As $n_1$ and $n_2$ are iid $\mathcal{N}(0,\sigma^2)$, you have now the new Gausian noise $\mathcal{N}(0,\nu^2)$ where $\nu^2=\left((1+\alpha)^2+\alpha^2\right)\sigma^2$.

Choose $\alpha=-\frac{1}{2}$, then $\nu^2=\frac{1}{2}\sigma^2$, better!

The intuition is that by $y_2$ you observe another realization of the noise even though $y_2$ does not contain $x$.

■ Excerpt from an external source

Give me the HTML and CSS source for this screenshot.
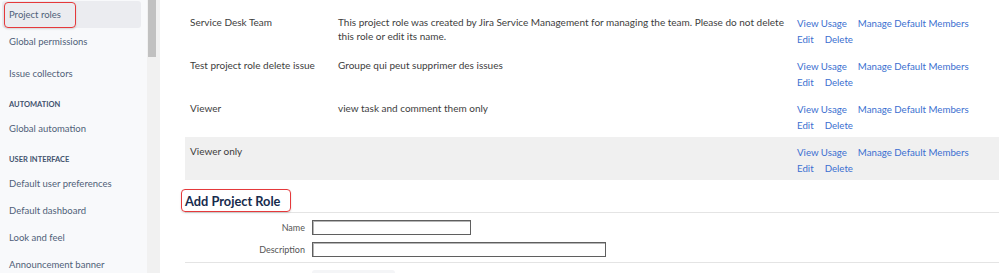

Let's see what happened by analyzing Fisher information (Disclaimer: this is not a rigorous proof as it does not take into account the fact that $x$ is BPSK-modulated. This can be done by using the Bayesian interpretation and deriving the posterior distributions from the following likelihoods. Sound hand waving? I do agree).

The sampling distribution $$p(y_1,y_2 \mid x)=p(y_2 \mid y_1, x)p(y_1 \mid x)=\\ C_{12}\times \exp \left( -\frac{1}{2\sigma^2} (y_2 -y_1+x)^2 \right) \exp \left( -\frac{1}{2\sigma^2} (y_1-x)^2 \right)\tag{2}$$ with $C_{12}$ some constant. Then the log likelihood function $$L(y_1,y_2;x) = \log p(y_1,y_2 \mid x)$$

Easy to see that $\mathbb{E}\left[\frac{\partial L(y_1,y_2;x)}{\partial x}\right]=0$ then Fisher information $$I_{y_1,y_2}(x)=-\mathbb{E}\left[\frac{\partial^2 L(y_1,y_2;x)}{\partial x^2}\right]=\frac{2}{\sigma^2}\tag{3}$$

If only $y_1=x+n_1$ is used, with $C_1$ some constant, $$p(y_1\mid x)= C_{1}\times \exp \left( -\frac{1}{2\sigma^2} (y_1-x)^2 \right)\tag{4}$$

and the Fisher information

$$I_{y_1}(x)=\frac{1}{\sigma^2}\tag{5}$$

Clearly (3) is better than (5).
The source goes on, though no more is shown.